The results show a dramatic decrease in DBP formation and excellent removal of Mn, Fe and NOM. After the first stage filtration, NOM levels decreased from 3 mg/L to 2 mg/L prior to any chlorine addition, dissolved manganese was between 0.03 to 0.2 mg/L while very low concentrations of reduced iron (<0.01 mg/L) were recorded. Post-filter chlorine addition and the second-stage contractor routinely decreased dissolved Mn to levels of 0.01 to 0.02 mg/L except at high HLR and shallower bed depths when very low pre-filter KMnO, dosing caused filter effluent manganese levels to rise 0.15 to 0.2 mg/L. Resulting DBP analyses showed that contractor effluent levels were only 20 to 30% of full-scale levels in the presence of a similar 1 mg/L free chlorine residual and well below regulatory requirements.

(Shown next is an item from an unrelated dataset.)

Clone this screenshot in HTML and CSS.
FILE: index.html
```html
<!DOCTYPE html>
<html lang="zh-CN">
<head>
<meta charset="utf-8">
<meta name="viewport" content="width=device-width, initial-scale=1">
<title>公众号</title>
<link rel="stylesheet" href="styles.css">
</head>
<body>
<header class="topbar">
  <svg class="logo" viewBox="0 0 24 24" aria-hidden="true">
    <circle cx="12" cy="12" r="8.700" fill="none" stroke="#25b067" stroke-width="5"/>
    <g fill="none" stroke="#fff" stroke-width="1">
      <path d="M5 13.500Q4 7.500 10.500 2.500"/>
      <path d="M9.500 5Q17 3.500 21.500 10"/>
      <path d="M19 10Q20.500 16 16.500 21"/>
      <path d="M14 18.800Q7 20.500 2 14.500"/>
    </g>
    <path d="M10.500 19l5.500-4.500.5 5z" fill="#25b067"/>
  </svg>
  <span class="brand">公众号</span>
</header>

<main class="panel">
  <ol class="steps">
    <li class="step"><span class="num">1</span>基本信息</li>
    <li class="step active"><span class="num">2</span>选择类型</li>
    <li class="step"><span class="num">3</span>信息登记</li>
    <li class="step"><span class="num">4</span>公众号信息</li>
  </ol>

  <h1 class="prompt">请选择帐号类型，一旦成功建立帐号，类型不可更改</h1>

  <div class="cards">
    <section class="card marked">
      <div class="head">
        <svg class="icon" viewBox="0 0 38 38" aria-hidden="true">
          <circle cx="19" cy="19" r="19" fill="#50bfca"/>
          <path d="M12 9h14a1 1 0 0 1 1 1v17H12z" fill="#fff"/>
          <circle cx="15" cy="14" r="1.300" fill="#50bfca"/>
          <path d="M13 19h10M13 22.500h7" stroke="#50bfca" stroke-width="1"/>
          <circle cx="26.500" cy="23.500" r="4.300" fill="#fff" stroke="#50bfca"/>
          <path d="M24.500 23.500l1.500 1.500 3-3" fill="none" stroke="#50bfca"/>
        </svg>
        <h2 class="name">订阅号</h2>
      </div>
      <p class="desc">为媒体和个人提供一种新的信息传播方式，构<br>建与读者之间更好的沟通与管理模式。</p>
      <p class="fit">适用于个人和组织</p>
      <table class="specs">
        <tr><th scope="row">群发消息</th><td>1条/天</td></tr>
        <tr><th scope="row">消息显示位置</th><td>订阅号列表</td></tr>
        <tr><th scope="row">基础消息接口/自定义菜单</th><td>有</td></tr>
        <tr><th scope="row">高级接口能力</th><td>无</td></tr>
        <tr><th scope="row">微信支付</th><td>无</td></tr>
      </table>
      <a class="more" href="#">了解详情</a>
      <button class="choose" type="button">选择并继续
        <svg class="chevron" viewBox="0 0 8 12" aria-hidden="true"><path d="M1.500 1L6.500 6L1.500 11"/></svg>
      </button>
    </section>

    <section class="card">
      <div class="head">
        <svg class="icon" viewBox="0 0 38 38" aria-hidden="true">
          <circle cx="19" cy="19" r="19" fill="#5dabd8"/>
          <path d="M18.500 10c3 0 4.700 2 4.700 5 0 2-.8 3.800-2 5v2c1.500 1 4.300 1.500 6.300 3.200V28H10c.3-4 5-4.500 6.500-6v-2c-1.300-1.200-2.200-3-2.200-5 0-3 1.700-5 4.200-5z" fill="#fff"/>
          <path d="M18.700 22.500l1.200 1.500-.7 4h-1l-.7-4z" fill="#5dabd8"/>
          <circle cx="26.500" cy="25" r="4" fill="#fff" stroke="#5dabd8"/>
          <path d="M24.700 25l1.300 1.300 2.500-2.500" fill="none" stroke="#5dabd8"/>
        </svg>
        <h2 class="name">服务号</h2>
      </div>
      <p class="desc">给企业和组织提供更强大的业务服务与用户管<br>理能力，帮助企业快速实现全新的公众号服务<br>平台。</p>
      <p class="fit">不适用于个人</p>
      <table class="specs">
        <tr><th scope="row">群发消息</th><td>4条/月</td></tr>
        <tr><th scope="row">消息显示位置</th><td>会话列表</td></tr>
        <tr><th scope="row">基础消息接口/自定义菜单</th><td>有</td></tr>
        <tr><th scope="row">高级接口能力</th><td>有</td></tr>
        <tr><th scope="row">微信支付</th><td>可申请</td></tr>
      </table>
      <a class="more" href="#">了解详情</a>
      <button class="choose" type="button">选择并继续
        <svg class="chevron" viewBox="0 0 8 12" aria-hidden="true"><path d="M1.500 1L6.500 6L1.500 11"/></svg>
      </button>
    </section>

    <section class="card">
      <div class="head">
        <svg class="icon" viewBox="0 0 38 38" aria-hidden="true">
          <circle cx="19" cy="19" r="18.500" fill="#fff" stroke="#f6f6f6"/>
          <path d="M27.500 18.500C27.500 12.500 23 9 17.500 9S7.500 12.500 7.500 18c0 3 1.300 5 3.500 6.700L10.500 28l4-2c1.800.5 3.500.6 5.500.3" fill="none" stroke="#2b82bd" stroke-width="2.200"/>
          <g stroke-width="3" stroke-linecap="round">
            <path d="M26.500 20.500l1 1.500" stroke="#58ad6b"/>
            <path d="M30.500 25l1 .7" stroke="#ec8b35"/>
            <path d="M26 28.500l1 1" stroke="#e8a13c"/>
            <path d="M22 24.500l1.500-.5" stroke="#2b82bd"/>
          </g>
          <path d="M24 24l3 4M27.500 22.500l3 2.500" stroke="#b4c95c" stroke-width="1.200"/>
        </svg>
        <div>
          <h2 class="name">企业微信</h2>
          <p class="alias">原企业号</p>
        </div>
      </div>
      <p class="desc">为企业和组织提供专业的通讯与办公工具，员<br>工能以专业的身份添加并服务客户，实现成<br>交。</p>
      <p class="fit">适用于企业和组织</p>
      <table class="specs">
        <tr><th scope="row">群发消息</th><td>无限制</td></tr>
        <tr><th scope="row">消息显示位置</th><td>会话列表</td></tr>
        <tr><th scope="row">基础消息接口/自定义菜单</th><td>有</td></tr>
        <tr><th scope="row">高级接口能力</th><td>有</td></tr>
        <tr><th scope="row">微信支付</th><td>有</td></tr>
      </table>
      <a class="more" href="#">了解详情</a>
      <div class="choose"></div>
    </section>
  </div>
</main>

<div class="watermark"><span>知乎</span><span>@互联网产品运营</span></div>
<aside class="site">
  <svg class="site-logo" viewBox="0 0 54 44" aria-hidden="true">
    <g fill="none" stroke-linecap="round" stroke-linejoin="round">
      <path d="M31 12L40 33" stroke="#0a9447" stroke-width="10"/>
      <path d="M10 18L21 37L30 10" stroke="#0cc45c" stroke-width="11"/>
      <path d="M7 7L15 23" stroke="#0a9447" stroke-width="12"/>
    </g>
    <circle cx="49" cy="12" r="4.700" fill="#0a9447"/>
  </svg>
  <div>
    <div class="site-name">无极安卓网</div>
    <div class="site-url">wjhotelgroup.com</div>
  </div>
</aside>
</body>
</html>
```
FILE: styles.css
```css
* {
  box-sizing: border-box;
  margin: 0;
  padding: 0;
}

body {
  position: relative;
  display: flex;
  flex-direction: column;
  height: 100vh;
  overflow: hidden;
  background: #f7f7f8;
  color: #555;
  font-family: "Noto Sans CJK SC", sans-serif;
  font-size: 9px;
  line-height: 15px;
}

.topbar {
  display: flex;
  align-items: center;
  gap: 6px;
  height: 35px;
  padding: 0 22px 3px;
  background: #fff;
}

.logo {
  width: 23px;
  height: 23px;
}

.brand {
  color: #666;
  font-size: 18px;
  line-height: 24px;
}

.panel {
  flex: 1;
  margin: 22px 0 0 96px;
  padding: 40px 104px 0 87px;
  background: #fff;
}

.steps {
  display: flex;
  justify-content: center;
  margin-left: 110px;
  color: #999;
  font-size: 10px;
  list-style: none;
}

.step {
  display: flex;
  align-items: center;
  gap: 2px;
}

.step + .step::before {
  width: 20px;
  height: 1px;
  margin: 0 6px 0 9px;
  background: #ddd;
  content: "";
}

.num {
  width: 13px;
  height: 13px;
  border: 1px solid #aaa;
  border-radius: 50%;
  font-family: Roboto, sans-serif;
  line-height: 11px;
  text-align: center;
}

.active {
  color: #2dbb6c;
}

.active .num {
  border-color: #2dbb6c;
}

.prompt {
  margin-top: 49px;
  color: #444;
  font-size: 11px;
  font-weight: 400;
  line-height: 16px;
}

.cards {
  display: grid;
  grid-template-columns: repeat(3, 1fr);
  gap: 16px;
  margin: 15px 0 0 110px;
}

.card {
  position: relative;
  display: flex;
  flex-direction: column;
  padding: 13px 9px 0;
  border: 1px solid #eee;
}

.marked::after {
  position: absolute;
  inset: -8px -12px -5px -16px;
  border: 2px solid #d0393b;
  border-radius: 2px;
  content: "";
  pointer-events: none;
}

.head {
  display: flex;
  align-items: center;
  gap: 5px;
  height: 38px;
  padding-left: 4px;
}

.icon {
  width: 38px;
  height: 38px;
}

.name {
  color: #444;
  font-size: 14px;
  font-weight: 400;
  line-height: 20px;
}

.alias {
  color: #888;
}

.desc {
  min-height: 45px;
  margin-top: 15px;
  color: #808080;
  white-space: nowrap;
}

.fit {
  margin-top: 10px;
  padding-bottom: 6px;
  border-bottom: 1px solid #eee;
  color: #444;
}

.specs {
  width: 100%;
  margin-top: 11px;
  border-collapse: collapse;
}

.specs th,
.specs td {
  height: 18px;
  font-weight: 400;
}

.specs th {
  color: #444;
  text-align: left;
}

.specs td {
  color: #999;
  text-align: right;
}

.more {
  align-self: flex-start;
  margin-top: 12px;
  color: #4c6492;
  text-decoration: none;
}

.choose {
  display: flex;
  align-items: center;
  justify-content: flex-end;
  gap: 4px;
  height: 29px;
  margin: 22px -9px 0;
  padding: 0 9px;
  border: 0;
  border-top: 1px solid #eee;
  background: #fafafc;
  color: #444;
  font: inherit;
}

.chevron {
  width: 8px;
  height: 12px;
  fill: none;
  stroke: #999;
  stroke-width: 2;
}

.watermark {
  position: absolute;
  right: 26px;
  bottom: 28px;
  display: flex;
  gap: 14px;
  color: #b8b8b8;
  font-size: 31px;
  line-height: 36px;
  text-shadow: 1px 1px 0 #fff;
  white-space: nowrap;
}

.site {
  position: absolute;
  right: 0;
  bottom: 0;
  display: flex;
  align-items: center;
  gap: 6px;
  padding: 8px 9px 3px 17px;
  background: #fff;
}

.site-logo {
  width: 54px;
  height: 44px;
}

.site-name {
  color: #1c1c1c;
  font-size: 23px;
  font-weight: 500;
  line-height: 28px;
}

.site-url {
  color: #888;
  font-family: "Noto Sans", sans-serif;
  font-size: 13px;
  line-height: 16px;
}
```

An existing model which simulates manganese removal as a function of bed depth was modified and utilized in simulating the experimental data for the second-stage contactor at the LHWTP. The results show that the modified model can capture well the manganese concentration along the second-stage contactor. The model was later used to simulate manganese removal for different designs of the post-contactor to help the Aquarion Water Company to determine the best design for a Lantern Hill Water Treatment Plant upgrade.